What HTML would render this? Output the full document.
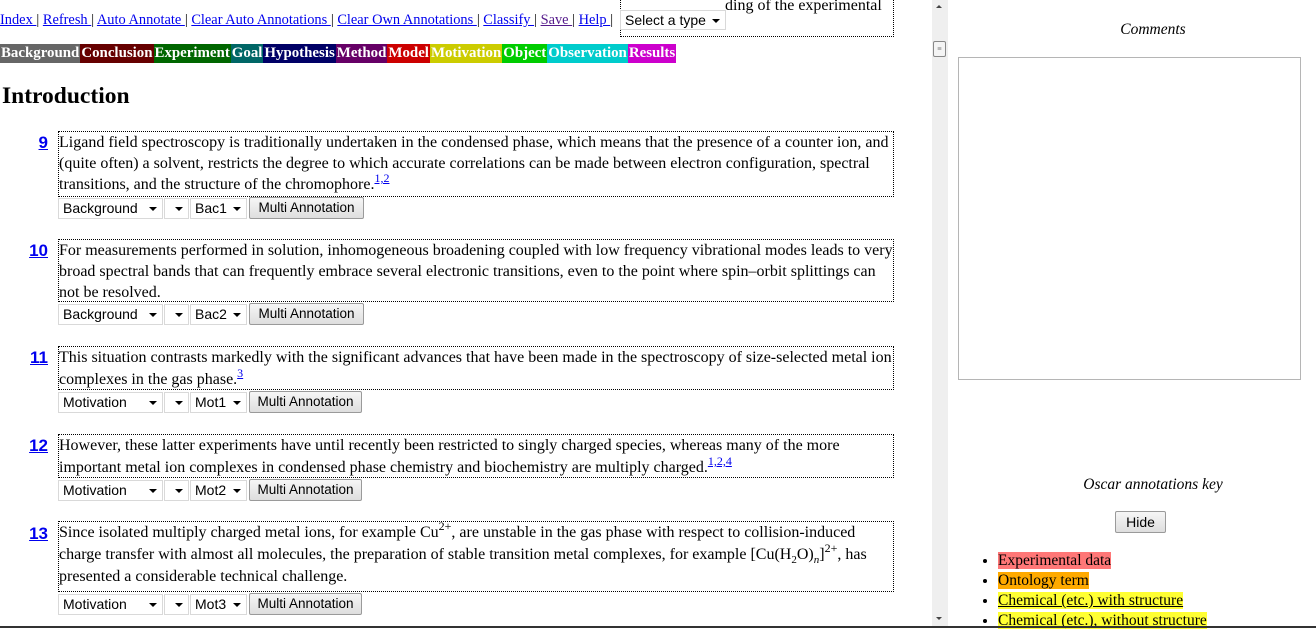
<!DOCTYPE html>
<html><head><meta charset="utf-8"><style>
*{margin:0;padding:0;box-sizing:border-box}
body{width:1316px;height:628px;overflow:hidden;background:#fff;font-family:"Liberation Serif",serif;font-size:16px;color:#000;position:relative}
.a{position:absolute}
a{color:#00e}
.nav{left:0;top:12px;white-space:nowrap;font-size:14.4px}
.sel{position:absolute;height:21px;border:1px solid #d9d9d9;background:#fff;font-family:"Liberation Sans",sans-serif;font-size:14px;padding:1px 0 0 4px;white-space:nowrap;overflow:hidden}
.sel:after{content:"";position:absolute;right:5px;top:8px;border-left:4px solid transparent;border-right:4px solid transparent;border-top:4px solid #000}
.btn{position:absolute;height:22px;border:1px solid #9a9a9a;border-radius:2px;background:linear-gradient(#f6f6f6,#dedede);font-family:"Liberation Sans",sans-serif;font-size:13.5px;text-align:center;padding-top:2px}
.tags{left:0;top:44px;height:19px;display:flex;font-weight:bold;font-size:14.9px;color:#fff;line-height:19px}
.tags div{padding:0 1px}
.num{position:absolute;left:0;width:48px;text-align:right;font-family:"Liberation Sans",sans-serif;font-weight:bold;font-size:17px;color:#00e;text-decoration:underline}
.box{position:absolute;left:58px;width:836px;border:1px dotted #000;line-height:21px;font-size:16px;letter-spacing:0;white-space:nowrap;overflow:hidden}
sup{font-size:12px;line-height:0;vertical-align:7px}
sup a{color:#00e}
</style></head><body>
<div class="a" style="left:620px;top:-3px;width:274px;height:40px;border:1px dotted #000;border-top:none;padding-left:104px;line-height:18px;font-size:16px">ding of the experimental</div>
<div class="a nav"><a href="#">Index </a>| <a href="#">Refresh </a>| <a href="#">Auto Annotate </a>| <a href="#">Clear Auto Annotations </a>| <a href="#">Clear Own Annotations </a>| <a href="#">Classify </a>| <a href="#" style="color:#551a8b">Save </a>| <a href="#">Help </a>|</div>
<div class="sel" style="left:620px;top:10px;width:106px;height:20px">Select a type</div>
<div class="a tags"><div style="background:#666">Background</div><div style="background:#660000">Conclusion</div><div style="background:#006600">Experiment</div><div style="background:#006666">Goal</div><div style="background:#000066">Hypothesis</div><div style="background:#660066">Method</div><div style="background:#cc0000">Model</div><div style="background:#cccc00">Motivation</div><div style="background:#00cc00">Object</div><div style="background:#00cccc">Observation</div><div style="background:#cc00cc">Results</div></div>
<div class="a" style="left:2px;top:83px;font-size:23.5px;font-weight:bold">Introduction</div>

<div class="num" style="top:133px">9</div>
<div class="box" style="top:131px;height:66px">Ligand field spectroscopy is traditionally undertaken in the condensed phase, which means that the presence of a counter ion, and<br>(quite often) a solvent, restricts the degree to which accurate correlations can be made between electron configuration, spectral<br>transitions, and the structure of the chromophore.<sup><a href="#">1,2</a></sup></div>
<div class="sel" style="left:58px;top:198px;width:105px">Background</div><div class="sel" style="left:164px;top:198px;width:25px"></div><div class="sel" style="left:190px;top:198px;width:57px">Bac1</div><div class="btn" style="left:249px;top:197px;width:115px">Multi Annotation</div>

<div class="num" style="top:241px">10</div>
<div class="box" style="top:239px;height:63px">For measurements performed in solution, inhomogeneous broadening coupled with low frequency vibrational modes leads to very<br>broad spectral bands that can frequently embrace several electronic transitions, even to the point where spin–orbit splittings can<br>not be resolved.</div>
<div class="sel" style="left:58px;top:304px;width:105px">Background</div><div class="sel" style="left:164px;top:304px;width:25px"></div><div class="sel" style="left:190px;top:304px;width:57px">Bac2</div><div class="btn" style="left:249px;top:303px;width:115px">Multi Annotation</div>

<div class="num" style="top:348px">11</div>
<div class="box" style="top:346px;height:44px;line-height:22px">This situation contrasts markedly with the significant advances that have been made in the spectroscopy of size-selected metal ion<br>complexes in the gas phase.<sup><a href="#">3</a></sup></div>
<div class="sel" style="left:58px;top:392px;width:105px">Motivation</div><div class="sel" style="left:164px;top:392px;width:25px"></div><div class="sel" style="left:190px;top:392px;width:57px">Mot1</div><div class="btn" style="left:249px;top:391px;width:113px">Multi Annotation</div>

<div class="num" style="top:436px">12</div>
<div class="box" style="top:434px;height:44px;line-height:22px">However, these latter experiments have until recently been restricted to singly charged species, whereas many of the more<br>important metal ion complexes in condensed phase chemistry and biochemistry are multiply charged.<sup><a href="#">1,2,4</a></sup></div>
<div class="sel" style="left:58px;top:480px;width:105px">Motivation</div><div class="sel" style="left:164px;top:480px;width:25px"></div><div class="sel" style="left:190px;top:480px;width:57px">Mot2</div><div class="btn" style="left:249px;top:479px;width:113px">Multi Annotation</div>

<div class="num" style="top:524px">13</div>
<div class="box" style="top:521px;height:71px;line-height:22px">Since isolated multiply charged metal ions, for example Cu<sup>2+</sup>, are unstable in the gas phase with respect to collision-induced<br>charge transfer with almost all molecules, the preparation of stable transition metal complexes, for example [Cu(H<sub style="font-size:11px;line-height:0">2</sub>O)<sub style="font-size:11px;line-height:0"><i>n</i></sub>]<sup>2+</sup>, has<br>presented a considerable technical challenge.</div>
<div class="sel" style="left:58px;top:594px;width:105px">Motivation</div><div class="sel" style="left:164px;top:594px;width:25px"></div><div class="sel" style="left:190px;top:594px;width:57px">Mot3</div><div class="btn" style="left:249px;top:593px;width:113px">Multi Annotation</div>

<div class="a" style="left:932px;top:0;width:16px;height:628px;background:#efefef"></div>
<div class="a" style="left:936px;top:5px;border-left:3px solid transparent;border-right:3px solid transparent;border-bottom:3px solid #444"></div>
<div class="a" style="left:936px;top:617px;border-left:3px solid transparent;border-right:3px solid transparent;border-top:3px solid #444"></div>
<div class="a" style="left:933px;top:41px;width:13px;height:16px;border:1px solid #888;background:#f4f4f4;border-radius:2px;font-size:8px;text-align:center;line-height:13px;color:#555">≡</div>

<div class="a" style="left:948px;top:21px;width:410px;text-align:center;font-style:italic;font-size:15.5px">Comments</div>
<div class="a" style="left:958px;top:57px;width:343px;height:323px;border:1px solid #b5b5b5"></div>
<div class="a" style="left:948px;top:476px;width:410px;text-align:center;font-style:italic;font-size:15.5px">Oscar annotations key</div>
<div class="btn" style="left:1115px;top:511px;width:51px;height:22px;font-size:14px">Hide</div>
<ul class="a" style="left:998px;top:551px;font-size:15.5px;line-height:20px;list-style:disc">
<li><span style="background:#f77">Experimental data</span></li>
<li><span style="background:#fa0">Ontology term</span></li>
<li><span style="background:#ff3;text-decoration:underline">Chemical (etc.) with structure</span></li>
<li><span style="background:#ff3">Chemical (etc.), without structure</span></li>
</ul>
<div class="a" style="left:0;top:626px;width:1316px;height:2px;background:#333"></div>
</body></html>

....

## Directions:
Extract the full listing above verbatim; pictures are to be left out of the copy.

## Solution to this task:
What HTML would render this? Output the full document.
<!DOCTYPE html>
<html><head><meta charset="utf-8"><style>
*{margin:0;padding:0;box-sizing:border-box}
body{width:1316px;height:628px;overflow:hidden;background:#fff;font-family:"Liberation Serif",serif;font-size:16px;color:#000;position:relative}
.a{position:absolute}
a{color:#00e}
.nav{left:0;top:12px;white-space:nowrap;font-size:14.4px}
.sel{position:absolute;height:21px;border:1px solid #d9d9d9;background:#fff;font-family:"Liberation Sans",sans-serif;font-size:14px;padding:1px 0 0 4px;white-space:nowrap;overflow:hidden}
.sel:after{content:"";position:absolute;right:5px;top:8px;border-left:4px solid transparent;border-right:4px solid transparent;border-top:4px solid #000}
.btn{position:absolute;height:22px;border:1px solid #9a9a9a;border-radius:2px;background:linear-gradient(#f6f6f6,#dedede);font-family:"Liberation Sans",sans-serif;font-size:13.5px;text-align:center;padding-top:2px}
.tags{left:0;top:44px;height:19px;display:flex;font-weight:bold;font-size:14.9px;color:#fff;line-height:19px}
.tags div{padding:0 1px}
.num{position:absolute;left:0;width:48px;text-align:right;font-family:"Liberation Sans",sans-serif;font-weight:bold;font-size:17px;color:#00e;text-decoration:underline}
.box{position:absolute;left:58px;width:836px;border:1px dotted #000;line-height:21px;font-size:16px;letter-spacing:0;white-space:nowrap;overflow:hidden}
sup{font-size:12px;line-height:0;vertical-align:7px}
sup a{color:#00e}
</style></head><body>
<div class="a" style="left:620px;top:-3px;width:274px;height:40px;border:1px dotted #000;border-top:none;padding-left:104px;line-height:18px;font-size:16px">ding of the experimental</div>
<div class="a nav"><a href="#">Index </a>| <a href="#">Refresh </a>| <a href="#">Auto Annotate </a>| <a href="#">Clear Auto Annotations </a>| <a href="#">Clear Own Annotations </a>| <a href="#">Classify </a>| <a href="#" style="color:#551a8b">Save </a>| <a href="#">Help </a>|</div>
<div class="sel" style="left:620px;top:10px;width:106px;height:20px">Select a type</div>
<div class="a tags"><div style="background:#666">Background</div><div style="background:#660000">Conclusion</div><div style="background:#006600">Experiment</div><div style="background:#006666">Goal</div><div style="background:#000066">Hypothesis</div><div style="background:#660066">Method</div><div style="background:#cc0000">Model</div><div style="background:#cccc00">Motivation</div><div style="background:#00cc00">Object</div><div style="background:#00cccc">Observation</div><div style="background:#cc00cc">Results</div></div>
<div class="a" style="left:2px;top:83px;font-size:23.5px;font-weight:bold">Introduction</div>

<div class="num" style="top:133px">9</div>
<div class="box" style="top:131px;height:66px">Ligand field spectroscopy is traditionally undertaken in the condensed phase, which means that the presence of a counter ion, and<br>(quite often) a solvent, restricts the degree to which accurate correlations can be made between electron configuration, spectral<br>transitions, and the structure of the chromophore.<sup><a href="#">1,2</a></sup></div>
<div class="sel" style="left:58px;top:198px;width:105px">Background</div><div class="sel" style="left:164px;top:198px;width:25px"></div><div class="sel" style="left:190px;top:198px;width:57px">Bac1</div><div class="btn" style="left:249px;top:197px;width:115px">Multi Annotation</div>

<div class="num" style="top:241px">10</div>
<div class="box" style="top:239px;height:63px">For measurements performed in solution, inhomogeneous broadening coupled with low frequency vibrational modes leads to very<br>broad spectral bands that can frequently embrace several electronic transitions, even to the point where spin–orbit splittings can<br>not be resolved.</div>
<div class="sel" style="left:58px;top:304px;width:105px">Background</div><div class="sel" style="left:164px;top:304px;width:25px"></div><div class="sel" style="left:190px;top:304px;width:57px">Bac2</div><div class="btn" style="left:249px;top:303px;width:115px">Multi Annotation</div>

<div class="num" style="top:348px">11</div>
<div class="box" style="top:346px;height:44px;line-height:22px">This situation contrasts markedly with the significant advances that have been made in the spectroscopy of size-selected metal ion<br>complexes in the gas phase.<sup><a href="#">3</a></sup></div>
<div class="sel" style="left:58px;top:392px;width:105px">Motivation</div><div class="sel" style="left:164px;top:392px;width:25px"></div><div class="sel" style="left:190px;top:392px;width:57px">Mot1</div><div class="btn" style="left:249px;top:391px;width:113px">Multi Annotation</div>

<div class="num" style="top:436px">12</div>
<div class="box" style="top:434px;height:44px;line-height:22px">However, these latter experiments have until recently been restricted to singly charged species, whereas many of the more<br>important metal ion complexes in condensed phase chemistry and biochemistry are multiply charged.<sup><a href="#">1,2,4</a></sup></div>
<div class="sel" style="left:58px;top:480px;width:105px">Motivation</div><div class="sel" style="left:164px;top:480px;width:25px"></div><div class="sel" style="left:190px;top:480px;width:57px">Mot2</div><div class="btn" style="left:249px;top:479px;width:113px">Multi Annotation</div>

<div class="num" style="top:524px">13</div>
<div class="box" style="top:521px;height:71px;line-height:22px">Since isolated multiply charged metal ions, for example Cu<sup>2+</sup>, are unstable in the gas phase with respect to collision-induced<br>charge transfer with almost all molecules, the preparation of stable transition metal complexes, for example [Cu(H<sub style="font-size:11px;line-height:0">2</sub>O)<sub style="font-size:11px;line-height:0"><i>n</i></sub>]<sup>2+</sup>, has<br>presented a considerable technical challenge.</div>
<div class="sel" style="left:58px;top:594px;width:105px">Motivation</div><div class="sel" style="left:164px;top:594px;width:25px"></div><div class="sel" style="left:190px;top:594px;width:57px">Mot3</div><div class="btn" style="left:249px;top:593px;width:113px">Multi Annotation</div>

<div class="a" style="left:932px;top:0;width:16px;height:628px;background:#efefef"></div>
<div class="a" style="left:936px;top:5px;border-left:3px solid transparent;border-right:3px solid transparent;border-bottom:3px solid #444"></div>
<div class="a" style="left:936px;top:617px;border-left:3px solid transparent;border-right:3px solid transparent;border-top:3px solid #444"></div>
<div class="a" style="left:933px;top:41px;width:13px;height:16px;border:1px solid #888;background:#f4f4f4;border-radius:2px;font-size:8px;text-align:center;line-height:13px;color:#555">≡</div>

<div class="a" style="left:948px;top:21px;width:410px;text-align:center;font-style:italic;font-size:15.5px">Comments</div>
<div class="a" style="left:958px;top:57px;width:343px;height:323px;border:1px solid #b5b5b5"></div>
<div class="a" style="left:948px;top:476px;width:410px;text-align:center;font-style:italic;font-size:15.5px">Oscar annotations key</div>
<div class="btn" style="left:1115px;top:511px;width:51px;height:22px;font-size:14px">Hide</div>
<ul class="a" style="left:998px;top:551px;font-size:15.5px;line-height:20px;list-style:disc">
<li><span style="background:#f77">Experimental data</span></li>
<li><span style="background:#fa0">Ontology term</span></li>
<li><span style="background:#ff3;text-decoration:underline">Chemical (etc.) with structure</span></li>
<li><span style="background:#ff3">Chemical (etc.), without structure</span></li>
</ul>
<div class="a" style="left:0;top:626px;width:1316px;height:2px;background:#333"></div>
</body></html>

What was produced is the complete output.